[Supplied data]
--- --- ---
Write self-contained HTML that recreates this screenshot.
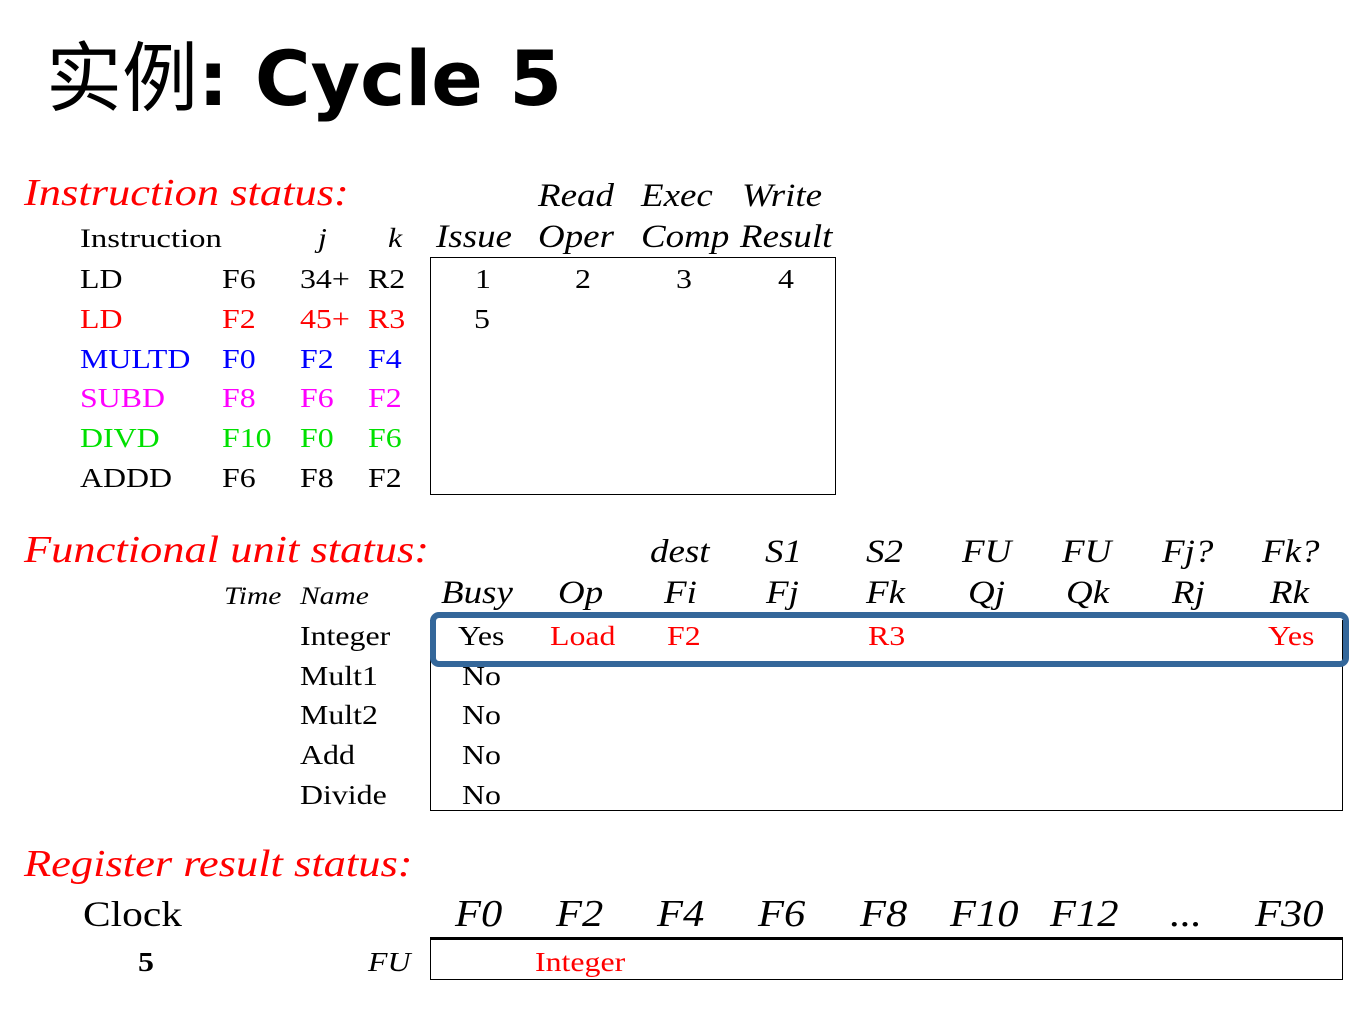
<!DOCTYPE html>
<html><head><meta charset="utf-8"><style>
html,body{margin:0;padding:0;background:#fff;}
body{width:1350px;height:1019px;position:relative;overflow:hidden;font-family:"Liberation Serif",serif;}
.t{position:absolute;white-space:nowrap;font-size:27px;line-height:27px;transform:scaleX(1.18);transform-origin:0 0;color:#000;}
.i{font-style:italic;}
.h{font-size:33px;line-height:33px;font-style:italic;transform:scaleX(1.12);}
.s{font-size:38px;line-height:38px;font-style:italic;color:#f00;transform:scaleX(1.17);}
.r{color:#f00}.b{color:#00f}.m{color:#f0f}.g{color:#00e000}
.box{position:absolute;border:1.5px solid #000;}
</style></head><body>
<div style="position:absolute;left:46px;top:24px;font-size:76px;line-height:96px;white-space:nowrap;"><span style="font-family:'WenQuanYi Zen Hei','Noto Sans CJK SC',sans-serif;">实例</span><span style="font-family:'DejaVu Sans',sans-serif;font-weight:bold;">: Cycle 5</span></div>

<div class="t s" style="left:24px;top:174px">Instruction status:</div>
<div class="t h" style="left:538px;top:180px">Read</div>
<div class="t h" style="left:641px;top:180px">Exec</div>
<div class="t h" style="left:742px;top:180px">Write</div>
<div class="t" style="left:80px;top:225px;font-size:26px;transform:scaleX(1.26)">Instruction</div>
<div class="t i" style="left:318px;top:225px">j</div>
<div class="t i" style="left:388px;top:225px">k</div>
<div class="t h" style="left:436px;top:221px">Issue</div>
<div class="t h" style="left:538px;top:221px">Oper</div>
<div class="t h" style="left:641px;top:221px">Comp</div>
<div class="t h" style="left:740px;top:221px">Result</div>

<div class="box" style="left:430px;top:257px;width:404px;height:236px"></div>

<div class="t" style="left:80px;top:266px">LD</div><div class="t" style="left:222px;top:266px">F6</div><div class="t" style="left:300px;top:266px">34+</div><div class="t" style="left:368px;top:266px">R2</div>
<div class="t r" style="left:80px;top:306px">LD</div><div class="t r" style="left:222px;top:306px">F2</div><div class="t r" style="left:300px;top:306px">45+</div><div class="t r" style="left:368px;top:306px">R3</div>
<div class="t b" style="left:80px;top:346px">MULTD</div><div class="t b" style="left:222px;top:346px">F0</div><div class="t b" style="left:300px;top:346px">F2</div><div class="t b" style="left:368px;top:346px">F4</div>
<div class="t m" style="left:80px;top:385px">SUBD</div><div class="t m" style="left:222px;top:385px">F8</div><div class="t m" style="left:300px;top:385px">F6</div><div class="t m" style="left:368px;top:385px">F2</div>
<div class="t g" style="left:80px;top:425px">DIVD</div><div class="t g" style="left:222px;top:425px">F10</div><div class="t g" style="left:300px;top:425px">F0</div><div class="t g" style="left:368px;top:425px">F6</div>
<div class="t" style="left:80px;top:465px">ADDD</div><div class="t" style="left:222px;top:465px">F6</div><div class="t" style="left:300px;top:465px">F8</div><div class="t" style="left:368px;top:465px">F2</div>
<div class="t" style="left:475px;top:266px">1</div><div class="t" style="left:575px;top:266px">2</div><div class="t" style="left:676px;top:266px">3</div><div class="t" style="left:778px;top:266px">4</div>
<div class="t" style="left:474px;top:306px">5</div>

<div class="t s" style="left:24px;top:531px">Functional unit status:</div>
<div class="t h" style="left:650px;top:536px">dest</div>
<div class="t h" style="left:765px;top:536px">S1</div>
<div class="t h" style="left:866px;top:536px">S2</div>
<div class="t h" style="left:962px;top:536px">FU</div>
<div class="t h" style="left:1062px;top:536px">FU</div>
<div class="t h" style="left:1162px;top:536px">Fj?</div>
<div class="t h" style="left:1262px;top:536px">Fk?</div>
<div class="t i" style="left:224px;top:583px;font-size:25px">Time</div>
<div class="t i" style="left:300px;top:583px;font-size:25px">Name</div>
<div class="t h" style="left:441px;top:577px">Busy</div>
<div class="t h" style="left:558px;top:577px">Op</div>
<div class="t h" style="left:664px;top:577px">Fi</div>
<div class="t h" style="left:766px;top:577px">Fj</div>
<div class="t h" style="left:866px;top:577px">Fk</div>
<div class="t h" style="left:968px;top:577px">Qj</div>
<div class="t h" style="left:1066px;top:577px">Qk</div>
<div class="t h" style="left:1172px;top:577px">Rj</div>
<div class="t h" style="left:1270px;top:577px">Rk</div>

<div class="box" style="left:430px;top:620px;width:911px;height:190px;border-top:none"></div>
<div style="position:absolute;left:430px;top:612px;width:907px;height:43px;border:6px solid #34679a;border-radius:9px;"></div>

<div class="t" style="left:300px;top:623px">Integer</div>
<div class="t" style="left:300px;top:663px">Mult1</div>
<div class="t" style="left:300px;top:702px">Mult2</div>
<div class="t" style="left:300px;top:742px">Add</div>
<div class="t" style="left:300px;top:782px">Divide</div>
<div class="t" style="left:458px;top:623px">Yes</div>
<div class="t r" style="left:550px;top:623px">Load</div>
<div class="t r" style="left:667px;top:623px">F2</div>
<div class="t r" style="left:868px;top:623px">R3</div>
<div class="t r" style="left:1268px;top:623px">Yes</div>
<div class="t" style="left:462px;top:663px">No</div>
<div class="t" style="left:462px;top:702px">No</div>
<div class="t" style="left:462px;top:742px">No</div>
<div class="t" style="left:462px;top:782px">No</div>

<div class="t s" style="left:24px;top:845px">Register result status:</div>
<div class="t" style="left:83px;top:896px;font-size:36px;line-height:36px;transform:scaleX(1.15)">Clock</div>
<div class="t h" style="left:455px;top:895px;font-size:38px;line-height:38px">F0</div>
<div class="t h" style="left:556px;top:895px;font-size:38px;line-height:38px">F2</div>
<div class="t h" style="left:657px;top:895px;font-size:38px;line-height:38px">F4</div>
<div class="t h" style="left:758px;top:895px;font-size:38px;line-height:38px">F6</div>
<div class="t h" style="left:860px;top:895px;font-size:38px;line-height:38px">F8</div>
<div class="t h" style="left:950px;top:895px;font-size:38px;line-height:38px">F10</div>
<div class="t h" style="left:1050px;top:895px;font-size:38px;line-height:38px">F12</div>
<div class="t h" style="left:1170px;top:895px;font-size:38px;line-height:38px">...</div>
<div class="t h" style="left:1255px;top:895px;font-size:38px;line-height:38px">F30</div>
<div class="box" style="left:430px;top:937px;width:911px;height:39px;border-top:3px solid #000"></div>
<div class="t" style="left:138px;top:949px;font-weight:bold">5</div>
<div class="t i" style="left:368px;top:949px">FU</div>
<div class="t r" style="left:535px;top:949px">Integer</div>
</body></html>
--- --- ---
[What is required]
Set down all the data again exactly as above, pictures excluded.

[Answer to this exercise]
Write self-contained HTML that recreates this screenshot.
<!DOCTYPE html>
<html><head><meta charset="utf-8"><style>
html,body{margin:0;padding:0;background:#fff;}
body{width:1350px;height:1019px;position:relative;overflow:hidden;font-family:"Liberation Serif",serif;}
.t{position:absolute;white-space:nowrap;font-size:27px;line-height:27px;transform:scaleX(1.18);transform-origin:0 0;color:#000;}
.i{font-style:italic;}
.h{font-size:33px;line-height:33px;font-style:italic;transform:scaleX(1.12);}
.s{font-size:38px;line-height:38px;font-style:italic;color:#f00;transform:scaleX(1.17);}
.r{color:#f00}.b{color:#00f}.m{color:#f0f}.g{color:#00e000}
.box{position:absolute;border:1.5px solid #000;}
</style></head><body>
<div style="position:absolute;left:46px;top:24px;font-size:76px;line-height:96px;white-space:nowrap;"><span style="font-family:'WenQuanYi Zen Hei','Noto Sans CJK SC',sans-serif;">实例</span><span style="font-family:'DejaVu Sans',sans-serif;font-weight:bold;">: Cycle 5</span></div>

<div class="t s" style="left:24px;top:174px">Instruction status:</div>
<div class="t h" style="left:538px;top:180px">Read</div>
<div class="t h" style="left:641px;top:180px">Exec</div>
<div class="t h" style="left:742px;top:180px">Write</div>
<div class="t" style="left:80px;top:225px;font-size:26px;transform:scaleX(1.26)">Instruction</div>
<div class="t i" style="left:318px;top:225px">j</div>
<div class="t i" style="left:388px;top:225px">k</div>
<div class="t h" style="left:436px;top:221px">Issue</div>
<div class="t h" style="left:538px;top:221px">Oper</div>
<div class="t h" style="left:641px;top:221px">Comp</div>
<div class="t h" style="left:740px;top:221px">Result</div>

<div class="box" style="left:430px;top:257px;width:404px;height:236px"></div>

<div class="t" style="left:80px;top:266px">LD</div><div class="t" style="left:222px;top:266px">F6</div><div class="t" style="left:300px;top:266px">34+</div><div class="t" style="left:368px;top:266px">R2</div>
<div class="t r" style="left:80px;top:306px">LD</div><div class="t r" style="left:222px;top:306px">F2</div><div class="t r" style="left:300px;top:306px">45+</div><div class="t r" style="left:368px;top:306px">R3</div>
<div class="t b" style="left:80px;top:346px">MULTD</div><div class="t b" style="left:222px;top:346px">F0</div><div class="t b" style="left:300px;top:346px">F2</div><div class="t b" style="left:368px;top:346px">F4</div>
<div class="t m" style="left:80px;top:385px">SUBD</div><div class="t m" style="left:222px;top:385px">F8</div><div class="t m" style="left:300px;top:385px">F6</div><div class="t m" style="left:368px;top:385px">F2</div>
<div class="t g" style="left:80px;top:425px">DIVD</div><div class="t g" style="left:222px;top:425px">F10</div><div class="t g" style="left:300px;top:425px">F0</div><div class="t g" style="left:368px;top:425px">F6</div>
<div class="t" style="left:80px;top:465px">ADDD</div><div class="t" style="left:222px;top:465px">F6</div><div class="t" style="left:300px;top:465px">F8</div><div class="t" style="left:368px;top:465px">F2</div>
<div class="t" style="left:475px;top:266px">1</div><div class="t" style="left:575px;top:266px">2</div><div class="t" style="left:676px;top:266px">3</div><div class="t" style="left:778px;top:266px">4</div>
<div class="t" style="left:474px;top:306px">5</div>

<div class="t s" style="left:24px;top:531px">Functional unit status:</div>
<div class="t h" style="left:650px;top:536px">dest</div>
<div class="t h" style="left:765px;top:536px">S1</div>
<div class="t h" style="left:866px;top:536px">S2</div>
<div class="t h" style="left:962px;top:536px">FU</div>
<div class="t h" style="left:1062px;top:536px">FU</div>
<div class="t h" style="left:1162px;top:536px">Fj?</div>
<div class="t h" style="left:1262px;top:536px">Fk?</div>
<div class="t i" style="left:224px;top:583px;font-size:25px">Time</div>
<div class="t i" style="left:300px;top:583px;font-size:25px">Name</div>
<div class="t h" style="left:441px;top:577px">Busy</div>
<div class="t h" style="left:558px;top:577px">Op</div>
<div class="t h" style="left:664px;top:577px">Fi</div>
<div class="t h" style="left:766px;top:577px">Fj</div>
<div class="t h" style="left:866px;top:577px">Fk</div>
<div class="t h" style="left:968px;top:577px">Qj</div>
<div class="t h" style="left:1066px;top:577px">Qk</div>
<div class="t h" style="left:1172px;top:577px">Rj</div>
<div class="t h" style="left:1270px;top:577px">Rk</div>

<div class="box" style="left:430px;top:620px;width:911px;height:190px;border-top:none"></div>
<div style="position:absolute;left:430px;top:612px;width:907px;height:43px;border:6px solid #34679a;border-radius:9px;"></div>

<div class="t" style="left:300px;top:623px">Integer</div>
<div class="t" style="left:300px;top:663px">Mult1</div>
<div class="t" style="left:300px;top:702px">Mult2</div>
<div class="t" style="left:300px;top:742px">Add</div>
<div class="t" style="left:300px;top:782px">Divide</div>
<div class="t" style="left:458px;top:623px">Yes</div>
<div class="t r" style="left:550px;top:623px">Load</div>
<div class="t r" style="left:667px;top:623px">F2</div>
<div class="t r" style="left:868px;top:623px">R3</div>
<div class="t r" style="left:1268px;top:623px">Yes</div>
<div class="t" style="left:462px;top:663px">No</div>
<div class="t" style="left:462px;top:702px">No</div>
<div class="t" style="left:462px;top:742px">No</div>
<div class="t" style="left:462px;top:782px">No</div>

<div class="t s" style="left:24px;top:845px">Register result status:</div>
<div class="t" style="left:83px;top:896px;font-size:36px;line-height:36px;transform:scaleX(1.15)">Clock</div>
<div class="t h" style="left:455px;top:895px;font-size:38px;line-height:38px">F0</div>
<div class="t h" style="left:556px;top:895px;font-size:38px;line-height:38px">F2</div>
<div class="t h" style="left:657px;top:895px;font-size:38px;line-height:38px">F4</div>
<div class="t h" style="left:758px;top:895px;font-size:38px;line-height:38px">F6</div>
<div class="t h" style="left:860px;top:895px;font-size:38px;line-height:38px">F8</div>
<div class="t h" style="left:950px;top:895px;font-size:38px;line-height:38px">F10</div>
<div class="t h" style="left:1050px;top:895px;font-size:38px;line-height:38px">F12</div>
<div class="t h" style="left:1170px;top:895px;font-size:38px;line-height:38px">...</div>
<div class="t h" style="left:1255px;top:895px;font-size:38px;line-height:38px">F30</div>
<div class="box" style="left:430px;top:937px;width:911px;height:39px;border-top:3px solid #000"></div>
<div class="t" style="left:138px;top:949px;font-weight:bold">5</div>
<div class="t i" style="left:368px;top:949px">FU</div>
<div class="t r" style="left:535px;top:949px">Integer</div>
</body></html>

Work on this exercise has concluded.